Shahidullah Shahid, spokesman for the governor of Wardak, confirmed that Korans were burned, but assigned blame to three local youths who, he said, were addicted to hashish.

“We have begun a serious investigation into this incident,” he said. “The U.S. forces in Wardak respect the people’s culture and traditions. Last week they provided dozens of copies of the Koran as well as prayer-cloths to the local council in Jalrez district.”

But another government official, who spoke on condition of anonymity, said that the Americans were indeed behind the incident.

“The government of Wardak is hiding this incident in order to avoid problems,” he said.

The provincial government did appear eager to protect the Americans, something confirmed by the U.S. forces spokesperson.

“A mullah from the local Afghan National Army unit addressed people in Wardak earlier this week,” said Mathias. “In his comments, the mullah … described how the Taliban has used this tactic of burning the Holy Koran then blaming international forces to inflame the public in several provinces, and that these actions disrespect Islam and Afghanistan.”

Whatever the truth of the matter, Afghans seemed only too eager to believe the worst. Within days the news had spread throughout the country. Protests began in the capital of Wardak, Maidan Shahr. On Oct. 17, hundreds of students and residents marched in what they said was a peaceful protest against the insult to the Koran. They blocked the main road, which links Kandahar to Kabul, for more than three hours.

“We informed the police one day in advance that we were going to have a demonstration,” said one student from the local vocational school of agriculture, who was afraid to give his name because the local security forces had warned residents not to talk to the media. “But the police acted illegally. They shot at us, and firefighters directed water canons at us. One person was wounded and five others were arrested.”

The governor’s spokesman denied the student’s statement. “There was no advance notice,” said Shahid. “The demonstrations started spontaneously. The police began shooting in the air and dousing the protesters with water in order to avoid chaos. No one has been arrested and no one has been wounded.”

Wardak, like many other provinces in Afghanistan, has seen a recent spike in insurgent activity. Kabul residents with roots in Wardak say they can no longer visit family in their home villages, because the Taliban controls the roads and are notoriously suspicious of visitors from the capital.

U.S. troops have moved into the area, but have not as yet conducted large-scale military offensives. Instead, complain local residents, their presence provokes the kinds of attacks that sparked the Koran-burning incident.

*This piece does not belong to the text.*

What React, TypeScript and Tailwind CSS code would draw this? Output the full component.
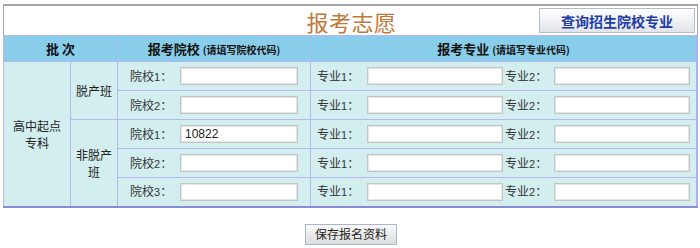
import React from "react";

const font = "font-['Noto_Sans_CJK_SC','Noto_Sans',sans-serif]";

function Field({ label, num, value, labelW, inputW }: { label: string; num: string; value?: string; labelW: string; inputW: string }) {
  return (
    <div className="flex items-center">
      <span className={`${labelW} text-[12px] text-[#333] leading-none`}>
        {label}
        <span className="text-[11px] font-['Liberation_Sans',sans-serif]">{num}</span>：
      </span>
      <input
        readOnly
        defaultValue={value ?? ""}
        className={`${inputW} h-[18px] bg-white border border-[#c4c4c4] shadow-[inset_0_0_0_1px_#e6e6e6] px-[4px] text-[12px] text-[#222] outline-none font-['Liberation_Sans',sans-serif]`}
      />
    </div>
  );
}

function SchoolCell({ n, value }: { n: string; value?: string }) {
  return (
    <td className="border border-[#b6b6f0] pl-[12px] h-[29px]">
      <Field label="院校" num={n} value={value} labelW="w-[50px]" inputW="w-[118px]" />
    </td>
  );
}

function MajorCell() {
  return (
    <td className="border border-[#b6b6f0] pl-[6px] h-[29px]">
      <div className="flex items-center">
        <Field label="专业" num="1" labelW="w-[50px]" inputW="w-[136px]" />
        <div className="w-[2px]" />
        <Field label="专业" num="2" labelW="w-[49px]" inputW="w-[136px]" />
      </div>
    </td>
  );
}

export default function App() {
  return (
    <div className={`w-[700px] h-[248px] bg-white ${font}`}>
      <div className="pt-[4px] pl-[3px]">
        <div className="w-[695px] border-t-2 border-l border-r border-[#a3a6ab]">
          <div className="h-[29px] grid grid-cols-[1fr_auto_1fr] items-center">
            <div />
            <div className="text-[22px] leading-none text-[#c07838] tracking-[0.5px] pl-[2px]">报考志愿</div>
            <div className="flex justify-end pr-[2px]">
              <button className="w-[156px] h-[25px] border border-[#b4bccb] bg-gradient-to-b from-white to-[#e2e4ea] text-[14px] font-bold text-[#1f3ea6] leading-none">
                查询招生院校专业
              </button>
            </div>
          </div>
        </div>
        <table className="w-[695px] border-collapse table-fixed border-l border-r-2 border-b-2 border-t border-l-[#9a9ad8] border-r-[#b0b0ee] border-b-[#8a8ad6] border-t-[#b6b6f0]">
          <colgroup>
            <col className="w-[67px]" />
            <col className="w-[47px]" />
            <col className="w-[193px]" />
            <col />
          </colgroup>
          <thead>
            <tr className="bg-[#88cdea] h-[26px]">
              <th colSpan={2} className="border border-[#b6b6f0] text-[13px] font-bold text-[#111] text-center">批&nbsp;次</th>
              <th className="border border-[#b6b6f0] text-[13px] font-bold text-[#111] text-center">
                报考院校 <span className="text-[10px]">(请填写院校代码)</span>
              </th>
              <th className="border border-[#b6b6f0] text-[13px] font-bold text-[#111] text-center">
                报考专业 <span className="text-[10px]">(请填写专业代码)</span>
              </th>
            </tr>
          </thead>
          <tbody className="bg-[#d3eeee]">
            <tr>
              <td rowSpan={5} className="border border-[#b6b6f0] text-center text-[12px] text-[#222] leading-[17px]">
                高中起点<br />专科
              </td>
              <td rowSpan={2} className="border border-[#b6b6f0] text-center text-[12px] text-[#222] leading-[17px]">脱产班</td>
              <SchoolCell n="1" />
              <MajorCell />
            </tr>
            <tr>
              <SchoolCell n="2" />
              <MajorCell />
            </tr>
            <tr>
              <td rowSpan={3} className="border border-[#b6b6f0] text-center text-[12px] text-[#222] leading-[17px]">
                非脱产<br />班
              </td>
              <SchoolCell n="1" value="10822" />
              <MajorCell />
            </tr>
            <tr>
              <SchoolCell n="2" />
              <MajorCell />
            </tr>
            <tr>
              <SchoolCell n="3" />
              <MajorCell />
            </tr>
          </tbody>
        </table>
        <div className="flex justify-center pt-[16px] pr-[1px]">
          <button className="w-[92px] h-[21px] border border-[#a9b7cc] bg-gradient-to-b from-[#fafafa] to-[#dcdcdc] text-[12px] text-[#222] leading-none">
            保存报名资料
          </button>
        </div>
      </div>
    </div>
  );
}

Following the protests in Wardak, groups demonstrated in Nangahar, Kandahar, Khost, Logar, and, on Friday, on the outskirts of Kabul. Two people were killed, reportedly when Afghan National Police forces fired in the air.

In Afghanistan, with a high degree of illiteracy and an underdeveloped media sector, rumors often gain the status of truth. This makes it relatively easy for those in control of informal communications networks to spread whatever version of events they like. Rumors can serve as a spur to action, sometimes disastrously so. Unconfirmed reports that U.S. soldiers had desecrated the Koran in the Guantanamo Bay detention center three years ago caused riots that left at least four people dead and scores injured.

“In Afghanistan, rumors often become reality,” said Kim Barker, Edward R. Murrow media fellow at the Council on Foreign Relations.

The U.S. forces recognize the problem, even as they try to put their own spin on the recent events.

“I’m concerned because a rumor has gained such traction,” said Mathias. “Though insurgents often force people to demonstrate and propagate rumor to disrupt security.”

Habiburrahman Ibrahimi contributed to this report from Wardak.